(Stored items from a collection)
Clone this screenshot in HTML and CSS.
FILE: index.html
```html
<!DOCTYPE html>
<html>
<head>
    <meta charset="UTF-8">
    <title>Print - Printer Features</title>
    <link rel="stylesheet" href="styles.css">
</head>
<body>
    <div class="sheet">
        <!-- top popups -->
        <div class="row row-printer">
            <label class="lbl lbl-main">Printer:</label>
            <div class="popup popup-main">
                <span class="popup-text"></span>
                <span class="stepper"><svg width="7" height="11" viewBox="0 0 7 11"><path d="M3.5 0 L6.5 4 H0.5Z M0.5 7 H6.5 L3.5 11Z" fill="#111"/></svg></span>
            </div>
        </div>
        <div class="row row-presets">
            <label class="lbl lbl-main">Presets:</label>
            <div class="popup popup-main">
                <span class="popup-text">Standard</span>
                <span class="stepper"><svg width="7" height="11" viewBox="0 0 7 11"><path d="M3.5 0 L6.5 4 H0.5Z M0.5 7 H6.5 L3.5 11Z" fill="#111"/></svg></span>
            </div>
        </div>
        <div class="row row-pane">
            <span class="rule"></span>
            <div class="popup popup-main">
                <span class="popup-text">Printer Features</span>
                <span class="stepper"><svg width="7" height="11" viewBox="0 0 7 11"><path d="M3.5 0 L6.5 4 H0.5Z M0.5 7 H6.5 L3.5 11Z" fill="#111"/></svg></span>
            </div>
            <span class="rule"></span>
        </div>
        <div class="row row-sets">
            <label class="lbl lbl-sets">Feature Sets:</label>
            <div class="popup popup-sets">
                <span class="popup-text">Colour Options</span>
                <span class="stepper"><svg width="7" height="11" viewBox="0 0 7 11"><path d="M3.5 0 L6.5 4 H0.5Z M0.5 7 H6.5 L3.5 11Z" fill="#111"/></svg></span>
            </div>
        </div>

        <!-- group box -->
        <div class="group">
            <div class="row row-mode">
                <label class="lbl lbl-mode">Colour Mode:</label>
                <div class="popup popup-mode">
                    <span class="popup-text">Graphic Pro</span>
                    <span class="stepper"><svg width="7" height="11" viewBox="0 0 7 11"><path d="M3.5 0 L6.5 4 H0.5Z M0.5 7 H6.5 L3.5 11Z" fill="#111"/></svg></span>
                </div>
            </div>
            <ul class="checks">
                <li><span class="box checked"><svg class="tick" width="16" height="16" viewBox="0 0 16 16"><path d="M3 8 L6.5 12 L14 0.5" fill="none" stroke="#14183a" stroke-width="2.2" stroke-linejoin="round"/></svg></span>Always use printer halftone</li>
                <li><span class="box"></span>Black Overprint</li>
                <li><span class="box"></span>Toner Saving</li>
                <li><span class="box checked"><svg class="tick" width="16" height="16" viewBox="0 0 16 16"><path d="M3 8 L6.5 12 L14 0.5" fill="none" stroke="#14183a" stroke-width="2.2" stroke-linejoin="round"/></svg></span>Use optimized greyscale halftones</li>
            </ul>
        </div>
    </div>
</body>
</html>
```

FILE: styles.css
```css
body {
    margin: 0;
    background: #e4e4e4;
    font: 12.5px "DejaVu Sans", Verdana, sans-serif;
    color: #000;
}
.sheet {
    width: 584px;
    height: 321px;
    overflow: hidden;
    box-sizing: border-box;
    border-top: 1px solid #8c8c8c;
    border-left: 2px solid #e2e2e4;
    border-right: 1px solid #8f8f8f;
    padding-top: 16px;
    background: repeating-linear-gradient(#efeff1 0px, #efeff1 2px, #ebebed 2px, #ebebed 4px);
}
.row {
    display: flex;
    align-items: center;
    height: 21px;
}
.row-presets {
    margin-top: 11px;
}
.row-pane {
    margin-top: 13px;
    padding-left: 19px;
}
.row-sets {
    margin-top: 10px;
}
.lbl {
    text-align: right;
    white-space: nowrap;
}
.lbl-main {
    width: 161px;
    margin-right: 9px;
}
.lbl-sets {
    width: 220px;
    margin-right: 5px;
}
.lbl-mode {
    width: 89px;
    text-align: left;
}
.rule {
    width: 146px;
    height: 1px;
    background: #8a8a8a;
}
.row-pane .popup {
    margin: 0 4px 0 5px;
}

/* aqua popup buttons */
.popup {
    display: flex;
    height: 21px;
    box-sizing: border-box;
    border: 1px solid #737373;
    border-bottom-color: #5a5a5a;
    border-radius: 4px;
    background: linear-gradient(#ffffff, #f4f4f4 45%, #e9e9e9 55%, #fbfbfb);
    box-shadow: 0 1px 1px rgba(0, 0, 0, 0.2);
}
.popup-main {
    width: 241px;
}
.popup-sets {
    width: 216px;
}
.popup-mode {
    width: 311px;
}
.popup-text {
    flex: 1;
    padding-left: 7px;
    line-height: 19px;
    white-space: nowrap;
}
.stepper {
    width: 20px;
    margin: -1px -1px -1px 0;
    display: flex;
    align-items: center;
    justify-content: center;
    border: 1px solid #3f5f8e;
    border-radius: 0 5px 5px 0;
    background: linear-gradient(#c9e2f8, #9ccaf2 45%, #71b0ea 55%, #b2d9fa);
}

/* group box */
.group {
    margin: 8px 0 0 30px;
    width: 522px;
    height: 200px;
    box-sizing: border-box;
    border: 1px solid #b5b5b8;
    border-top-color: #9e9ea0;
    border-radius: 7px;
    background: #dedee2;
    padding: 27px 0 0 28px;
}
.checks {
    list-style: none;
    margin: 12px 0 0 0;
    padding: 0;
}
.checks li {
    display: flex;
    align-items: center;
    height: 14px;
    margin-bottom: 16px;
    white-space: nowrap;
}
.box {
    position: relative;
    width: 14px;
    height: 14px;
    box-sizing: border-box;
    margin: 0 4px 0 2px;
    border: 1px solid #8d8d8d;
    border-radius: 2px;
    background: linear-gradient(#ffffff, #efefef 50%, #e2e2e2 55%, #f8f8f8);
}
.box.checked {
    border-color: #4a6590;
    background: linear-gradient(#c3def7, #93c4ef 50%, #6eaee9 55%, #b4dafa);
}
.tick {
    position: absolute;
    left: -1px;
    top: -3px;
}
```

* * *

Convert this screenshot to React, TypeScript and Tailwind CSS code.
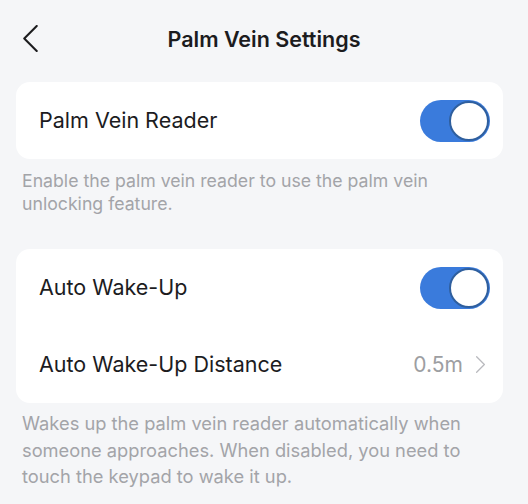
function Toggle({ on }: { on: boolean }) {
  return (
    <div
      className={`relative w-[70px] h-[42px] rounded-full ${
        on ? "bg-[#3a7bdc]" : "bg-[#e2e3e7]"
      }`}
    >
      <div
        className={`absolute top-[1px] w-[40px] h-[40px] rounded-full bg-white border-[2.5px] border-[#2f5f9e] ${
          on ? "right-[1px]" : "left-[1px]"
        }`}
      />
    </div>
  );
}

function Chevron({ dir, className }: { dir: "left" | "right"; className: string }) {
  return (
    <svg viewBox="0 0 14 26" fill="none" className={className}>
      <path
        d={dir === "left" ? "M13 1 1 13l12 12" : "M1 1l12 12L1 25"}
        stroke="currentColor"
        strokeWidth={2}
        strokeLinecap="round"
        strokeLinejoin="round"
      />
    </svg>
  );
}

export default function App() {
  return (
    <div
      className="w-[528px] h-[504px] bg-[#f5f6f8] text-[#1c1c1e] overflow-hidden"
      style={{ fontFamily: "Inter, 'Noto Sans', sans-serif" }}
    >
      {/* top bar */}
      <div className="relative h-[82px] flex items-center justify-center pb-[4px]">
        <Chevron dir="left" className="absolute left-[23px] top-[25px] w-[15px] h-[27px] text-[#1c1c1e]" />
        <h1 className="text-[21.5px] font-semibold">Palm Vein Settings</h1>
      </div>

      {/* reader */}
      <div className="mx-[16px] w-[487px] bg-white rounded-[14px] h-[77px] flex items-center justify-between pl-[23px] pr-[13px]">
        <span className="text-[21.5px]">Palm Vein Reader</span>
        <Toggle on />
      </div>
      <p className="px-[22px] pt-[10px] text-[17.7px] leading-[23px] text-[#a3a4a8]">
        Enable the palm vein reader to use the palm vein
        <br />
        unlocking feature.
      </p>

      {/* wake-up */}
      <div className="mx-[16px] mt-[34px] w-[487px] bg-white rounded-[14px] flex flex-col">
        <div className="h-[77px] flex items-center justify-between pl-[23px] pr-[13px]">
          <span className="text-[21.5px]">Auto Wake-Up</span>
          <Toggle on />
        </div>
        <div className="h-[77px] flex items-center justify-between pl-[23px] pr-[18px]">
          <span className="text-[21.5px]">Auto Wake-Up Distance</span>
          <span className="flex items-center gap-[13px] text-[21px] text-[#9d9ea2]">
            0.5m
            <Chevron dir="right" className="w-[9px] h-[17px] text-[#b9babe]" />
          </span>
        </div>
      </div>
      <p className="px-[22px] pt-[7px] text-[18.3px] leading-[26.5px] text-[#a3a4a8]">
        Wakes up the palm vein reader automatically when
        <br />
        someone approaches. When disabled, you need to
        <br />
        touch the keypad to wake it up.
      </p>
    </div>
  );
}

--

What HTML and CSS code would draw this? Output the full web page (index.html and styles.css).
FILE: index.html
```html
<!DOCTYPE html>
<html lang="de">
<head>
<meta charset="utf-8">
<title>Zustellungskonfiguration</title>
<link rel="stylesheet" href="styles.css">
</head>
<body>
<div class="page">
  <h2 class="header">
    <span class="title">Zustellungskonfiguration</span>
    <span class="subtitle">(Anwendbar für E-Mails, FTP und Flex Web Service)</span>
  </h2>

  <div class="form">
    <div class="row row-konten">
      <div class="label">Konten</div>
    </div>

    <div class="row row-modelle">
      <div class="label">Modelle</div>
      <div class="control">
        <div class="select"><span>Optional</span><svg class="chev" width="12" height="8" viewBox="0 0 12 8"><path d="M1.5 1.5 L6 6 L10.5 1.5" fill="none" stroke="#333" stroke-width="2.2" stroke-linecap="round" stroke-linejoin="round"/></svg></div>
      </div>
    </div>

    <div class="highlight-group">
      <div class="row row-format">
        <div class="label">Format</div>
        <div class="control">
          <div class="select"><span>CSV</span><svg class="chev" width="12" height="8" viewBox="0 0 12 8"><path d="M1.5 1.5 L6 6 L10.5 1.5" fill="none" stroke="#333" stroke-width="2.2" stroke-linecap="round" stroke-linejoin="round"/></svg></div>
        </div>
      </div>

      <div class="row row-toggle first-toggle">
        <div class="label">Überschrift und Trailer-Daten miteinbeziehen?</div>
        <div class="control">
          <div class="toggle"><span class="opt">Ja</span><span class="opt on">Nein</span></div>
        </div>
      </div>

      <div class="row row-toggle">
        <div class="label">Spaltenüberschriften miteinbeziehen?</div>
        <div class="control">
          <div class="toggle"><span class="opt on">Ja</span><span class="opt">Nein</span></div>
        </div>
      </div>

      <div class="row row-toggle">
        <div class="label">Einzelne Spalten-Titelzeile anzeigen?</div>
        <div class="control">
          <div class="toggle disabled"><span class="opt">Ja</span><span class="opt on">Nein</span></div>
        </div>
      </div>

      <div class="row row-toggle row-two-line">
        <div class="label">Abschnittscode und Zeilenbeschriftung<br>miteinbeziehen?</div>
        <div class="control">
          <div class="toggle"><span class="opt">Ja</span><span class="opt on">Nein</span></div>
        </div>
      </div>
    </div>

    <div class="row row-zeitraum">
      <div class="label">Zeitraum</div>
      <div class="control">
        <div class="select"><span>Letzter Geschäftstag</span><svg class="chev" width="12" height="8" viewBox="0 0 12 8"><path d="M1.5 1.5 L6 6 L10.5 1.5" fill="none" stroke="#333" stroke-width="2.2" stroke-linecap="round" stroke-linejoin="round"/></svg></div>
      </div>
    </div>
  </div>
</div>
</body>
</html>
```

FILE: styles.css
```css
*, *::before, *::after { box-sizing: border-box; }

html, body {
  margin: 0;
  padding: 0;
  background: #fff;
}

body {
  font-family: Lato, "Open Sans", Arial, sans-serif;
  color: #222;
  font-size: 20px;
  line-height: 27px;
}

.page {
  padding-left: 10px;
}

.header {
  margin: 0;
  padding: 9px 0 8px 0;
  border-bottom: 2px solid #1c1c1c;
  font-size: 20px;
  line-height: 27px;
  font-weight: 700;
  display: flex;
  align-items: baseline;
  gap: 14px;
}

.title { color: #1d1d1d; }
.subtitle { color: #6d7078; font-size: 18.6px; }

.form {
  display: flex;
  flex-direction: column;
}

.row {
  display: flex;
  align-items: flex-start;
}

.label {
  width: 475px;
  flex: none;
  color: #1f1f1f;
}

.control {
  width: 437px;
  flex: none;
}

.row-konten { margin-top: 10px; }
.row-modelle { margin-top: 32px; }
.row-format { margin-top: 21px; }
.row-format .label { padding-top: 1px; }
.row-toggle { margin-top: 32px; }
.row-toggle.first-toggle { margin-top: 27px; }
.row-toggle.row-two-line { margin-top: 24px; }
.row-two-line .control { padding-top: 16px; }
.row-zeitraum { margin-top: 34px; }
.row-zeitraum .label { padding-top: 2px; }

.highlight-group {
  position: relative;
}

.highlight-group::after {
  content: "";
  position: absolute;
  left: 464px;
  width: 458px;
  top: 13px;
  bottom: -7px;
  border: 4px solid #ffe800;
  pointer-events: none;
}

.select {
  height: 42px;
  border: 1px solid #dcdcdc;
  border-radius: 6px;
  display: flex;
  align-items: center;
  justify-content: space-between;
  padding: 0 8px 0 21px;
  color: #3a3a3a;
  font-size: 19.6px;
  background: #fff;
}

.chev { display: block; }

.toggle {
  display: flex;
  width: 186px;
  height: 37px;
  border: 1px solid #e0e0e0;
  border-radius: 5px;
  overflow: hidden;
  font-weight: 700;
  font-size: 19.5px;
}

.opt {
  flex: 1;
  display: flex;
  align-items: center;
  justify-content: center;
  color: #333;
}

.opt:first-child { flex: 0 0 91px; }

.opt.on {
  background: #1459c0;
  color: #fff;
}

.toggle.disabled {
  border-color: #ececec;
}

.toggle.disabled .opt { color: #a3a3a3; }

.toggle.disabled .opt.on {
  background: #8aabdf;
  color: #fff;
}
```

• [What needs to be done]
Locate the word "full" in the records and collect each line it appears in.

• [Problem solution]
      className={`relative w-[70px] h-[42px] rounded-full ${
        className={`absolute top-[1px] w-[40px] h-[40px] rounded-full bg-white border-[2.5px] border-[#2f5f9e] ${
What HTML and CSS code would draw this? Output the full web page (index.html and styles.css).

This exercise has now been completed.